Everything in the Mirage world is built in OCaml – including your application should you choose write one to link with the OS. Yes, that does mean that vast swathes of existing applications and libraries won’t run as-is on Mirage. So if you do decide to roll-up your sleeves and build an OCaml app explicitly for this OS, what do you get in return?
We find sacrificing source-level backward compatibility allows us to increase performance while significantly improving the security of external-facing cloud services.
There’s also a very real size advantage. The tiny size and very fast boot times make new system designs possible – for example, booting an entire VM in response to an incoming network request.
For example, the Mirage DNS server outperforms both BIND 9 (by 45%) and the high-performance NSD server (§4.2), while using very much smaller VM images: our unikernel appliance image was just 200 kB while the BIND appliance was over 400MB.
200K! There are plenty of web pages that download at least that much, and here we have a full virtual machine and DNS implementation! That truly is a microservice.
How come the images are so tiny?
A libOS is structured very differently from a conventional OS: all services, from the scheduler to the device drivers to the network stack, are implemented as libraries linked directly with the application…. Unikernels link libraries that would normally be provided by the host OS, allowing the Unikernel tools to produce highly compact binaries via the normal linking mechanism. Features that are not used in a particular compilation are not included and whole-system optimization techniques can be used. In the most specialised mode, all configuration files are statically evaluated, enabling extensive dead-code elimination at the cost of having to recompile to reconfigure the service. The small binary size (on the order of kilobytes in many cases) makes deployment to remote datacenters across the Internet much smoother.
The elimination of so much code also greatly reduces the security attack surface, but Mirage has a couple of other tricks up its sleeve as well in this area: sealing, and address-space randomisation. Sealing prevents any new code being introduced and executed at runtime (e.g. treating data as code), address-space randomisation makes it much harder to create attacks that try to exploit code already in the VM.
Sealing takes advantage of the single-image, single address-space nature of unikernels:
Implementing this policy is very simple: as part of its start-of-day initialisation, the unikernel establishes a set of page tables in which no page is both writable and executable and then issues a special seal hypercall which prevents further page table modifications. The memory access policy in effect when the VM is sealed will be preserved until it terminates.
Address space randomisation turns what might be considered a weakness of the approach into an advantage:
The unikernel model means that reconfiguring an appliance means recompiling it, potentially for every deployment. We can thus perform address space randomisation at compile time using a freshly generated linker script, without impeding any compiler optimisations and without adding any runtime complexity.

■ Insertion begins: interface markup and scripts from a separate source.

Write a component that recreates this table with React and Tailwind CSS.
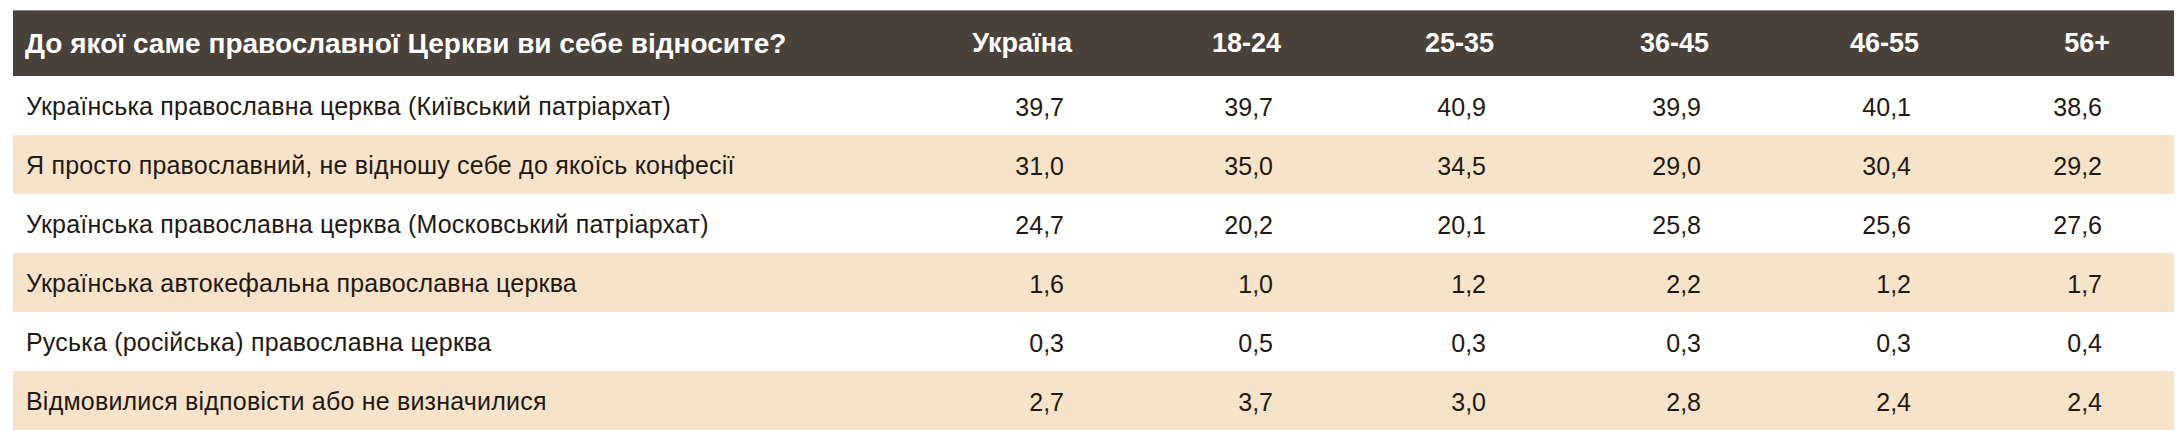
const columns = ['Україна', '18-24', '25-35', '36-45', '46-55', '56+']

const rows = [
  ['Українська православна церква (Київський патріархат)', '39,7', '39,7', '40,9', '39,9', '40,1', '38,6'],
  ['Я просто православний, не відношу себе до якоїсь конфесії', '31,0', '35,0', '34,5', '29,0', '30,4', '29,2'],
  ['Українська православна церква (Московський патріархат)', '24,7', '20,2', '20,1', '25,8', '25,6', '27,6'],
  ['Українська автокефальна православна церква', '1,6', '1,0', '1,2', '2,2', '1,2', '1,7'],
  ['Руська (російська) православна церква', '0,3', '0,5', '0,3', '0,3', '0,3', '0,4'],
  ['Відмовилися відповісти або не визначилися', '2,7', '3,7', '3,0', '2,8', '2,4', '2,4'],
]

const grid = 'grid grid-cols-[914px_209px_209px_213px_215px_210px_191px]'

export default function App() {
  return (
    <div className="min-h-[430px] bg-white pl-[13px] pt-[10px] font-['Liberation_Sans',Arial,sans-serif]">
      <div className="w-[2161px]">
        <div className={`${grid} h-[66px] border-t border-[#8e877e] bg-[#48423b] text-white`}>
          <div className="flex items-center pl-[12px] text-[28px] font-bold">
            До якої саме православної Церкви ви себе відносите?
          </div>
          {columns.map((c) => (
            <div key={c} className="flex items-center justify-end pr-[64px] text-[27px] font-bold">
              {c}
            </div>
          ))}
        </div>
        {rows.map((r, i) => (
          <div
            key={r[0]}
            className={`${grid} h-[59px] text-[25px] text-[#1f1913] ${i % 2 === 1 ? 'bg-[#f6e3c9]' : 'bg-white'}`}
          >
            <div className="flex items-center pl-[13px] pt-[2px] tracking-[0.2px]">{r[0]}</div>
            {r.slice(1).map((v, j) => (
              <div key={j} className="flex items-center justify-end pr-[72px] pt-[4px]">
                {v}
              </div>
            ))}
          </div>
        ))}
      </div>
    </div>
  )
}
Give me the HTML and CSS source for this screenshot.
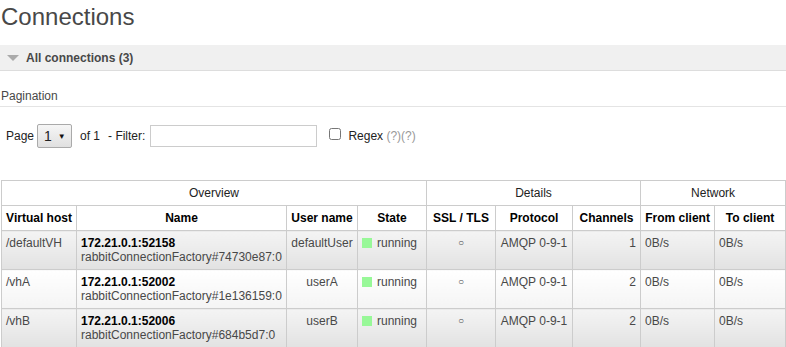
FILE: index.html
```html
<!DOCTYPE html>
<html lang="en">
<head>
    <meta charset="UTF-8">
    <title>Connections</title>
    <link rel="stylesheet" href="styles.css">
</head>
<body>
    <h1>Connections</h1>

    <div class="section">
        <h2><span class="arrow"></span>All connections (3)</h2>
    </div>

    <div class="pagination">
        <h3>Pagination</h3>
        <div class="filter-row">
            <label>Page</label>
            <span class="page-select">1 <span class="caret">&#9660;</span></span>
            <label class="of">of 1</label>
            <label>- Filter:</label>
            <input type="text" class="filter">
            <input type="checkbox" class="regex-box">
            <label class="regex">Regex <span class="help">(?)(?)</span></label>
        </div>
    </div>

    <table class="list">
        <colgroup>
            <col style="width:75px"><col style="width:210px"><col style="width:71px">
            <col style="width:69px"><col style="width:69px"><col style="width:77px">
            <col style="width:68px"><col style="width:74px"><col style="width:71px">
        </colgroup>
        <thead>
            <tr class="group">
                <th colspan="4">Overview</th>
                <th colspan="3">Details</th>
                <th colspan="2">Network</th>
            </tr>
            <tr class="cols">
                <th>Virtual host</th>
                <th>Name</th>
                <th>User name</th>
                <th>State</th>
                <th>SSL / TLS</th>
                <th>Protocol</th>
                <th>Channels</th>
                <th>From client</th>
                <th>To client</th>
            </tr>
        </thead>
        <tbody>
            <tr class="alt1">
                <td>/defaultVH</td>
                <td><b>172.21.0.1:52158</b><br>rabbitConnectionFactory#74730e87:0</td>
                <td class="c">defaultUser</td>
                <td><span class="state"></span>running</td>
                <td class="c ssl">&#9675;</td>
                <td class="c">AMQP 0-9-1</td>
                <td class="r">1</td>
                <td>0B/s</td>
                <td>0B/s</td>
            </tr>
            <tr class="alt2">
                <td>/vhA</td>
                <td><b>172.21.0.1:52002</b><br>rabbitConnectionFactory#1e136159:0</td>
                <td class="c">userA</td>
                <td><span class="state"></span>running</td>
                <td class="c ssl">&#9675;</td>
                <td class="c">AMQP 0-9-1</td>
                <td class="r">2</td>
                <td>0B/s</td>
                <td>0B/s</td>
            </tr>
            <tr class="alt1">
                <td>/vhB</td>
                <td><b>172.21.0.1:52006</b><br>rabbitConnectionFactory#684b5d7:0</td>
                <td class="c">userB</td>
                <td><span class="state"></span>running</td>
                <td class="c ssl">&#9675;</td>
                <td class="c">AMQP 0-9-1</td>
                <td class="r">2</td>
                <td>0B/s</td>
                <td>0B/s</td>
            </tr>
        </tbody>
    </table>
</body>
</html>
```

FILE: styles.css
```css
body {
    margin: 0;
    font-family: "Liberation Sans", Arial, sans-serif;
    font-size: 12px;
    color: #484848;
    background: #fff;
}
h1 {
    font-size: 24px;
    font-weight: normal;
    color: #484848;
    margin: 0;
    padding: 3px 0 0 1px;
    line-height: 28px;
}
.section {
    margin-top: 14px;
}
.section h2 {
    margin: 0;
    height: 25px;
    line-height: 26px;
    font-size: 12px;
    font-weight: bold;
    color: #484848;
    background: #f0f0f0;
    border-bottom: 1px solid #ddd;
    padding-left: 7px;
    display: flex;
    align-items: center;
}
.arrow {
    width: 0;
    height: 0;
    border-left: 6px solid transparent;
    border-right: 6px solid transparent;
    border-top: 6px solid #aaa;
    margin: 1px 7px 0 0;
}
.pagination h3 {
    margin: 18px 0 0;
    font-size: 12px;
    font-weight: normal;
    color: #484848;
    padding: 0 0 3px 1px;
    border-bottom: 1px solid #e4e4e4;
    line-height: 14px;
}
.filter-row {
    display: flex;
    align-items: center;
    padding: 17px 0 0 6px;
    color: #222;
    height: 24px;
}
.filter-row label {
    margin-right: 4px;
}
.filter-row label.of {
    margin-right: 8px;
}
.page-select {
    box-sizing: border-box;
    width: 35px;
    height: 24px;
    border: 1px solid #aaa;
    border-radius: 2px;
    background: linear-gradient(#f6f6f6, #e0e0e0);
    font-size: 14px;
    line-height: 22px;
    padding-left: 6px;
    margin: 0 8px 0 -1px;
    color: #222;
}
.caret {
    font-size: 8px;
    vertical-align: 2px;
    margin-left: 2px;
    color: #111;
}
.filter {
    box-sizing: border-box;
    width: 167px;
    height: 22px;
    border: 1px solid #ccc;
    margin: 0 12px 0 1px;
    padding: 0 4px;
}
.regex-box {
    width: 12px;
    height: 12px;
    margin: -4px 7px 0 0;
}
.help {
    color: #999;
}
table.list {
    margin: 32px 0 0 1px;
    border-collapse: collapse;
    table-layout: fixed;
    width: 784px;
}
table.list th,
table.list td {
    border: 1px solid #ccc;
    padding: 0 4px;
}
table.list th {
    font-weight: bold;
    color: #000;
    text-align: center;
    height: 24px;
}
tr.group th {
    font-weight: normal;
    color: #222;
}
tr.cols th {
    height: 24px;
}
table.list td {
    vertical-align: top;
    padding-top: 5px;
    height: 33px;
    line-height: 14px;
    white-space: nowrap;
    overflow: hidden;
    color: #484848;
}
table.list td b {
    color: #000;
}
tr.alt1 td {
    background: linear-gradient(#f4f4f4, #e2e2e2);
}
tr.alt2 td {
    background: linear-gradient(#fff, #f4f4f4);
}
td.c {
    text-align: center;
}
td.r {
    text-align: right;
}
td.ssl {
    font-size: 10px;
    color: #888;
}
.state {
    display: inline-block;
    width: 10px;
    height: 10px;
    background: #98f898;
    margin-right: 5px;
    vertical-align: -1px;
}
```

(AFAICT, there’s nothing stopping you building an app that takes advantage of dynamic configuration if that’s what you choose to do though).
Mirage is built on top of Xen. OCaml was chosen for four reasons:
- It’s a full-fledged systems programming language
- It has a simple and high-performance runtime
- Its static types are eliminated at compile time, while retaining full run-time type safety
- The open source Xen Cloud Platform and other key components are written in OCaml making integration easier
As I said previously, that decision extends all the way out to the language you need to use to build your app though. So whereas with my OSv experiments I was able to get a Spring Boot based microservice VM up and running very simply, that just wouldn’t be possible with Mirage.
The language runtime is specialised for Mirage in two key areas: memory management and concurrency. Mirage “guarantees a virtual contiguous address space, simplifying runtime memory management,” and it integrates the Lwt cooperative threading library.
The Mirage network stack also has support for zero-copy I/O, which helps make it fast.
[The Mirage network stack] provides two communication methods: a fast on-host inter-VM vchan transport, and an Ethernet transport for external communication. vchan is a fast shared memory interconnect through which data is tracked via producer/consumer pointers.
Using vchan, VMs can exchange data directly via shared memory without any further intervention from the hypervisor.
Many other Mirage implementation details are documented in the paper (link at the top of the post), to which I refer you for more information.
We already know that Mirage can produce very compact, secure binaries. What else did the team find during their evaluation?
Unikernels are compact enough to boot and respond to network traffic in real-time…. Mirage boots in under 50 milliseconds. Such fast reboot times mitigate the concern that re-deployment by reconfiguration is too heavyweight, as well as opening up the possibility of regular micro-reboots.
Once booted, Mirage performance is comparable to traditional Linux alternatives:
Unikernel low-level networking performs competitively to conventional OSs, despite being fully type-safe. Library-based block management performs on par with a conventional layered storage stack.
There are some factors to consider before widely deploying large numbers of small unikernels though:
Existing cloud orchestration layers such as OpenStack and Eucalyptus exhibit high latency when manipulating small VMs, when compared to processes running with a single OS. Unikernels depend on running multiple VMs for parallelization, and so improvements will be needed in this space. Finally, the use of cooperative threading does require some form of broader management system, as a single bug can completely deadlock an entire appliance.
There’s plenty more in the paper that I didn’t have space to cover here, so I encourage you to dig in.